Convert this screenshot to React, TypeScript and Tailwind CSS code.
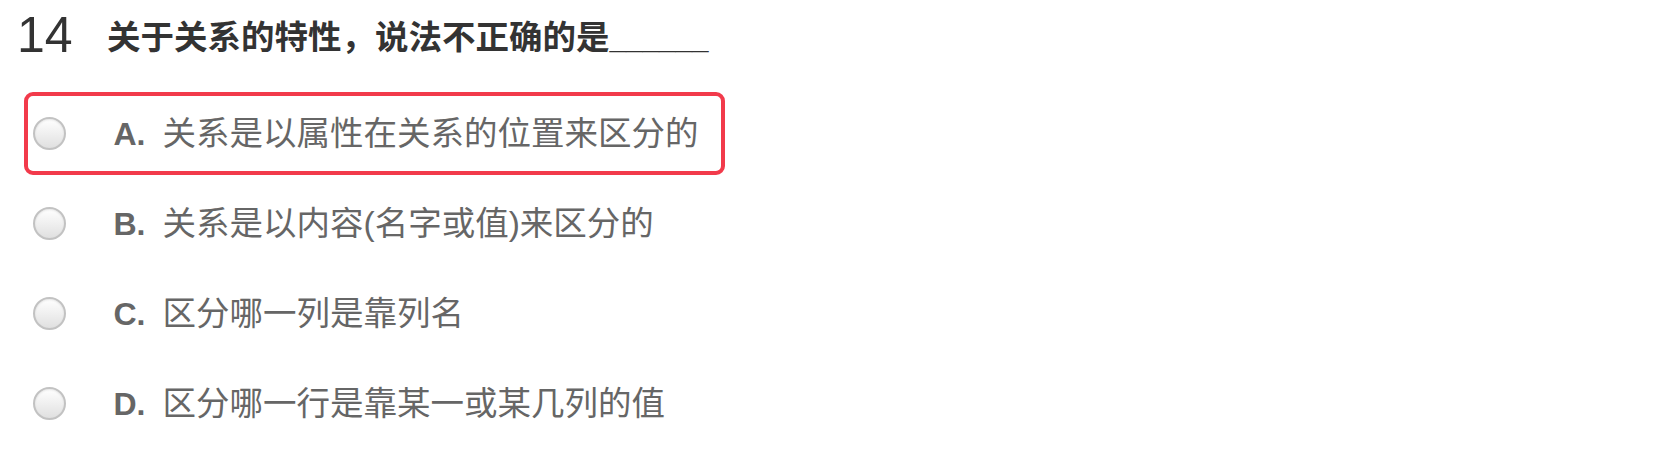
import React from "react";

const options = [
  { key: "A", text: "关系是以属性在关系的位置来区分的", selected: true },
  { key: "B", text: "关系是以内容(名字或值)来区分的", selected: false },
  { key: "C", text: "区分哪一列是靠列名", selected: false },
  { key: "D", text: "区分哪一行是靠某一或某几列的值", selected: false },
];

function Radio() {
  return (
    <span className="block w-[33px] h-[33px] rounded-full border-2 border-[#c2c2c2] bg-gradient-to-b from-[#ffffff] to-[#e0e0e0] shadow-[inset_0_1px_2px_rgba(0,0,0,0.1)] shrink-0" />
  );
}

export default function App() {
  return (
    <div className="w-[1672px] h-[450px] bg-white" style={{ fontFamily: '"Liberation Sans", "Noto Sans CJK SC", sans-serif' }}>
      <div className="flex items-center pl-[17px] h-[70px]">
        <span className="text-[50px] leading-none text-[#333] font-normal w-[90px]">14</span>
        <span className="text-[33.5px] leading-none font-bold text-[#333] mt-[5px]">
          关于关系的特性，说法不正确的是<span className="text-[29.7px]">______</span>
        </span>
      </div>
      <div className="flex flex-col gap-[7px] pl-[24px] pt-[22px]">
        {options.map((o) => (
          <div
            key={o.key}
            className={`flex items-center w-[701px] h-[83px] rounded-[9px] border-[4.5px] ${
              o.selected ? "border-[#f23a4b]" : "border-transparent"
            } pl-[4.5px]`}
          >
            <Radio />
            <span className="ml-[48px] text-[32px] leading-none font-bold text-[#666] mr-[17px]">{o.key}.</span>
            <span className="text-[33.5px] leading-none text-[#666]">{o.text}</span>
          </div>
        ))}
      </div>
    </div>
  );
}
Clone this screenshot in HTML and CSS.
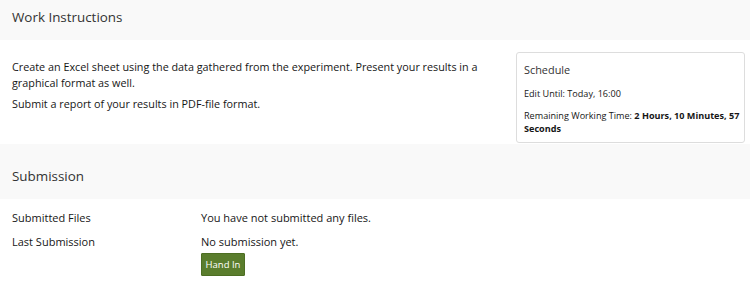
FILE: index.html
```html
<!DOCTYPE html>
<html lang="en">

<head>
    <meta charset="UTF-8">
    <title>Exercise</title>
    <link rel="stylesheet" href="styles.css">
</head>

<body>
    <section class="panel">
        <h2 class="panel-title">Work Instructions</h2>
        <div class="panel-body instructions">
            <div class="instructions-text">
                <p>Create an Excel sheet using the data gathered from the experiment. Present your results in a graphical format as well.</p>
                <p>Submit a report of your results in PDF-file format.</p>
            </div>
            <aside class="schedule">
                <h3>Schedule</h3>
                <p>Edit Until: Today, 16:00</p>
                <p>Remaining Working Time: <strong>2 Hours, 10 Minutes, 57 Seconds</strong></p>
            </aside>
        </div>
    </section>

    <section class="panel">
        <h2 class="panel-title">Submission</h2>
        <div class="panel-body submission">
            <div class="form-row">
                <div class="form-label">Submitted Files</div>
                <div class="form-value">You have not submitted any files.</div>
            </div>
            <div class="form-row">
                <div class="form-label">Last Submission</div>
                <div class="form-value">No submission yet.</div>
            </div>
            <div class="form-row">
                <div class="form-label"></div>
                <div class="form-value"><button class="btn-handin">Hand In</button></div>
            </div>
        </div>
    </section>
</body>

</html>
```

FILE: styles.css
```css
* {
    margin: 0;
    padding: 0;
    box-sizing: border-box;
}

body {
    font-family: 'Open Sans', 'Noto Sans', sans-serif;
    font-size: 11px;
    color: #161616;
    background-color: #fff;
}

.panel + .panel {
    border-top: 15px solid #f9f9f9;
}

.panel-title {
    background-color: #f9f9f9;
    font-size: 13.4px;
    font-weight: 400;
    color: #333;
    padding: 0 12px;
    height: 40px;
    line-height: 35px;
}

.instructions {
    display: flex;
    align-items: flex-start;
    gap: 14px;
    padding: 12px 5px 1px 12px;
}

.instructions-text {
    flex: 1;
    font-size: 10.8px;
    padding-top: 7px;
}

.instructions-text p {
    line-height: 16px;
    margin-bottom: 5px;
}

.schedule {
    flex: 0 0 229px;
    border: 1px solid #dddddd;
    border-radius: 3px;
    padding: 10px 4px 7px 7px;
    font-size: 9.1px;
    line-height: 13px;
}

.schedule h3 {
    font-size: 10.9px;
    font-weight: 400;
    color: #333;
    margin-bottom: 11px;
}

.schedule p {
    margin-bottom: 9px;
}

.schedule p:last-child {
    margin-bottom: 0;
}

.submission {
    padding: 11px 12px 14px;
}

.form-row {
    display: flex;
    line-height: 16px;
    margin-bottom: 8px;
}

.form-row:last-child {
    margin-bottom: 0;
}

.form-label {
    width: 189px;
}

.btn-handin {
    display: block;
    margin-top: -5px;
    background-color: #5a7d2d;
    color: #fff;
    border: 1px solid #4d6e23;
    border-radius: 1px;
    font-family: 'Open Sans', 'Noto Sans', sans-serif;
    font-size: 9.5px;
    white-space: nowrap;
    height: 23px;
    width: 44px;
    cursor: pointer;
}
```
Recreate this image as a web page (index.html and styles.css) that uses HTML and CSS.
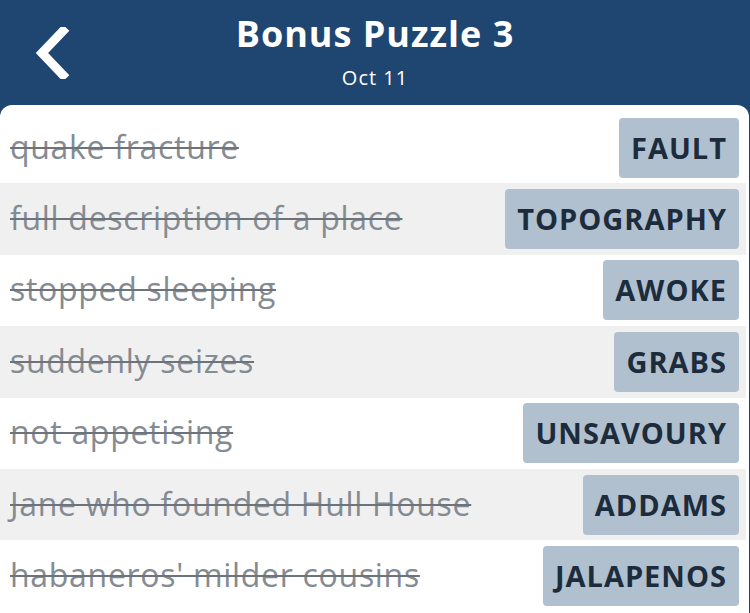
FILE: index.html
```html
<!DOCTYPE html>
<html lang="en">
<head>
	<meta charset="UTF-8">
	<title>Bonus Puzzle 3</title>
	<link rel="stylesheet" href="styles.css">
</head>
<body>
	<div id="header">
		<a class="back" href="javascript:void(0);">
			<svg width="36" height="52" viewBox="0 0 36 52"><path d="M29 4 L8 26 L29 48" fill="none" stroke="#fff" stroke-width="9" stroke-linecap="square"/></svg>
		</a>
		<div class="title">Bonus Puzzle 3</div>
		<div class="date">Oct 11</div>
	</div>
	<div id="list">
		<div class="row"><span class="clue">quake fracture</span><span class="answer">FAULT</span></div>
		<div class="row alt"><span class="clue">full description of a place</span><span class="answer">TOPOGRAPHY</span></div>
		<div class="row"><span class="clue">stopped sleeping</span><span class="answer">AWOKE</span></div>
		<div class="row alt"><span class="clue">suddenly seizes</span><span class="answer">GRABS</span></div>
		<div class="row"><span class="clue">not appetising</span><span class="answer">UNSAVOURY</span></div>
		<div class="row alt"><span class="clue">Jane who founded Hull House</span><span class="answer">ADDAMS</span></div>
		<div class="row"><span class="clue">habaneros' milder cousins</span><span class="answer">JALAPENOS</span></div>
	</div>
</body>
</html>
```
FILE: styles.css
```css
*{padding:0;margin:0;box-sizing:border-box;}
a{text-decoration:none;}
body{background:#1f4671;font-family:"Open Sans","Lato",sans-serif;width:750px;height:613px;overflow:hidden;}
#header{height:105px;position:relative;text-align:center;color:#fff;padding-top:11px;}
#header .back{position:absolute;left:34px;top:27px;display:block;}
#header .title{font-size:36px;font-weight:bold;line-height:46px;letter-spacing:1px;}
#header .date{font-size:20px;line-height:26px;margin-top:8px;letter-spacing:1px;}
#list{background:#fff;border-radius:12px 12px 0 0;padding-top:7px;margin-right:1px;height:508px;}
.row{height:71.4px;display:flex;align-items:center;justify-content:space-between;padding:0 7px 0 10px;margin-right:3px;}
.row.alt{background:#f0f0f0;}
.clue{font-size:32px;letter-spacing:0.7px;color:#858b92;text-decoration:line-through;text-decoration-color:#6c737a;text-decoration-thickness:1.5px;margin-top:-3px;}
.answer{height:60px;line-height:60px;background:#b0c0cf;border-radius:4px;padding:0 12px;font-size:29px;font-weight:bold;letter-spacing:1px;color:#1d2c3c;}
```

Requirements:
Transcribe the full listing above exactly, with the images removed.

Response to this task:
Convert this screenshot to React, TypeScript and Tailwind CSS code.
import React from "react";

const options = [
  { key: "A", text: "关系是以属性在关系的位置来区分的", selected: true },
  { key: "B", text: "关系是以内容(名字或值)来区分的", selected: false },
  { key: "C", text: "区分哪一列是靠列名", selected: false },
  { key: "D", text: "区分哪一行是靠某一或某几列的值", selected: false },
];

function Radio() {
  return (
    <span className="block w-[33px] h-[33px] rounded-full border-2 border-[#c2c2c2] bg-gradient-to-b from-[#ffffff] to-[#e0e0e0] shadow-[inset_0_1px_2px_rgba(0,0,0,0.1)] shrink-0" />
  );
}

export default function App() {
  return (
    <div className="w-[1672px] h-[450px] bg-white" style={{ fontFamily: '"Liberation Sans", "Noto Sans CJK SC", sans-serif' }}>
      <div className="flex items-center pl-[17px] h-[70px]">
        <span className="text-[50px] leading-none text-[#333] font-normal w-[90px]">14</span>
        <span className="text-[33.5px] leading-none font-bold text-[#333] mt-[5px]">
          关于关系的特性，说法不正确的是<span className="text-[29.7px]">______</span>
        </span>
      </div>
      <div className="flex flex-col gap-[7px] pl-[24px] pt-[22px]">
        {options.map((o) => (
          <div
            key={o.key}
            className={`flex items-center w-[701px] h-[83px] rounded-[9px] border-[4.5px] ${
              o.selected ? "border-[#f23a4b]" : "border-transparent"
            } pl-[4.5px]`}
          >
            <Radio />
            <span className="ml-[48px] text-[32px] leading-none font-bold text-[#666] mr-[17px]">{o.key}.</span>
            <span className="text-[33.5px] leading-none text-[#666]">{o.text}</span>
          </div>
        ))}
      </div>
    </div>
  );
}
Clone this screenshot in HTML and CSS.
FILE: index.html
```html
<!DOCTYPE html>
<html lang="en">

<head>
    <meta charset="UTF-8">
    <title>Exercise</title>
    <link rel="stylesheet" href="styles.css">
</head>

<body>
    <section class="panel">
        <h2 class="panel-title">Work Instructions</h2>
        <div class="panel-body instructions">
            <div class="instructions-text">
                <p>Create an Excel sheet using the data gathered from the experiment. Present your results in a graphical format as well.</p>
                <p>Submit a report of your results in PDF-file format.</p>
            </div>
            <aside class="schedule">
                <h3>Schedule</h3>
                <p>Edit Until: Today, 16:00</p>
                <p>Remaining Working Time: <strong>2 Hours, 10 Minutes, 57 Seconds</strong></p>
            </aside>
        </div>
    </section>

    <section class="panel">
        <h2 class="panel-title">Submission</h2>
        <div class="panel-body submission">
            <div class="form-row">
                <div class="form-label">Submitted Files</div>
                <div class="form-value">You have not submitted any files.</div>
            </div>
            <div class="form-row">
                <div class="form-label">Last Submission</div>
                <div class="form-value">No submission yet.</div>
            </div>
            <div class="form-row">
                <div class="form-label"></div>
                <div class="form-value"><button class="btn-handin">Hand In</button></div>
            </div>
        </div>
    </section>
</body>

</html>
```

FILE: styles.css
```css
* {
    margin: 0;
    padding: 0;
    box-sizing: border-box;
}

body {
    font-family: 'Open Sans', 'Noto Sans', sans-serif;
    font-size: 11px;
    color: #161616;
    background-color: #fff;
}

.panel + .panel {
    border-top: 15px solid #f9f9f9;
}

.panel-title {
    background-color: #f9f9f9;
    font-size: 13.4px;
    font-weight: 400;
    color: #333;
    padding: 0 12px;
    height: 40px;
    line-height: 35px;
}

.instructions {
    display: flex;
    align-items: flex-start;
    gap: 14px;
    padding: 12px 5px 1px 12px;
}

.instructions-text {
    flex: 1;
    font-size: 10.8px;
    padding-top: 7px;
}

.instructions-text p {
    line-height: 16px;
    margin-bottom: 5px;
}

.schedule {
    flex: 0 0 229px;
    border: 1px solid #dddddd;
    border-radius: 3px;
    padding: 10px 4px 7px 7px;
    font-size: 9.1px;
    line-height: 13px;
}

.schedule h3 {
    font-size: 10.9px;
    font-weight: 400;
    color: #333;
    margin-bottom: 11px;
}

.schedule p {
    margin-bottom: 9px;
}

.schedule p:last-child {
    margin-bottom: 0;
}

.submission {
    padding: 11px 12px 14px;
}

.form-row {
    display: flex;
    line-height: 16px;
    margin-bottom: 8px;
}

.form-row:last-child {
    margin-bottom: 0;
}

.form-label {
    width: 189px;
}

.btn-handin {
    display: block;
    margin-top: -5px;
    background-color: #5a7d2d;
    color: #fff;
    border: 1px solid #4d6e23;
    border-radius: 1px;
    font-family: 'Open Sans', 'Noto Sans', sans-serif;
    font-size: 9.5px;
    white-space: nowrap;
    height: 23px;
    width: 44px;
    cursor: pointer;
}
```
Recreate this image as a web page (index.html and styles.css) that uses HTML and CSS.
FILE: index.html
```html
<!DOCTYPE html>
<html lang="en">
<head>
	<meta charset="UTF-8">
	<title>Bonus Puzzle 3</title>
	<link rel="stylesheet" href="styles.css">
</head>
<body>
	<div id="header">
		<a class="back" href="javascript:void(0);">
			<svg width="36" height="52" viewBox="0 0 36 52"><path d="M29 4 L8 26 L29 48" fill="none" stroke="#fff" stroke-width="9" stroke-linecap="square"/></svg>
		</a>
		<div class="title">Bonus Puzzle 3</div>
		<div class="date">Oct 11</div>
	</div>
	<div id="list">
		<div class="row"><span class="clue">quake fracture</span><span class="answer">FAULT</span></div>
		<div class="row alt"><span class="clue">full description of a place</span><span class="answer">TOPOGRAPHY</span></div>
		<div class="row"><span class="clue">stopped sleeping</span><span class="answer">AWOKE</span></div>
		<div class="row alt"><span class="clue">suddenly seizes</span><span class="answer">GRABS</span></div>
		<div class="row"><span class="clue">not appetising</span><span class="answer">UNSAVOURY</span></div>
		<div class="row alt"><span class="clue">Jane who founded Hull House</span><span class="answer">ADDAMS</span></div>
		<div class="row"><span class="clue">habaneros' milder cousins</span><span class="answer">JALAPENOS</span></div>
	</div>
</body>
</html>
```
FILE: styles.css
```css
*{padding:0;margin:0;box-sizing:border-box;}
a{text-decoration:none;}
body{background:#1f4671;font-family:"Open Sans","Lato",sans-serif;width:750px;height:613px;overflow:hidden;}
#header{height:105px;position:relative;text-align:center;color:#fff;padding-top:11px;}
#header .back{position:absolute;left:34px;top:27px;display:block;}
#header .title{font-size:36px;font-weight:bold;line-height:46px;letter-spacing:1px;}
#header .date{font-size:20px;line-height:26px;margin-top:8px;letter-spacing:1px;}
#list{background:#fff;border-radius:12px 12px 0 0;padding-top:7px;margin-right:1px;height:508px;}
.row{height:71.4px;display:flex;align-items:center;justify-content:space-between;padding:0 7px 0 10px;margin-right:3px;}
.row.alt{background:#f0f0f0;}
.clue{font-size:32px;letter-spacing:0.7px;color:#858b92;text-decoration:line-through;text-decoration-color:#6c737a;text-decoration-thickness:1.5px;margin-top:-3px;}
.answer{height:60px;line-height:60px;background:#b0c0cf;border-radius:4px;padding:0 12px;font-size:29px;font-weight:bold;letter-spacing:1px;color:#1d2c3c;}
```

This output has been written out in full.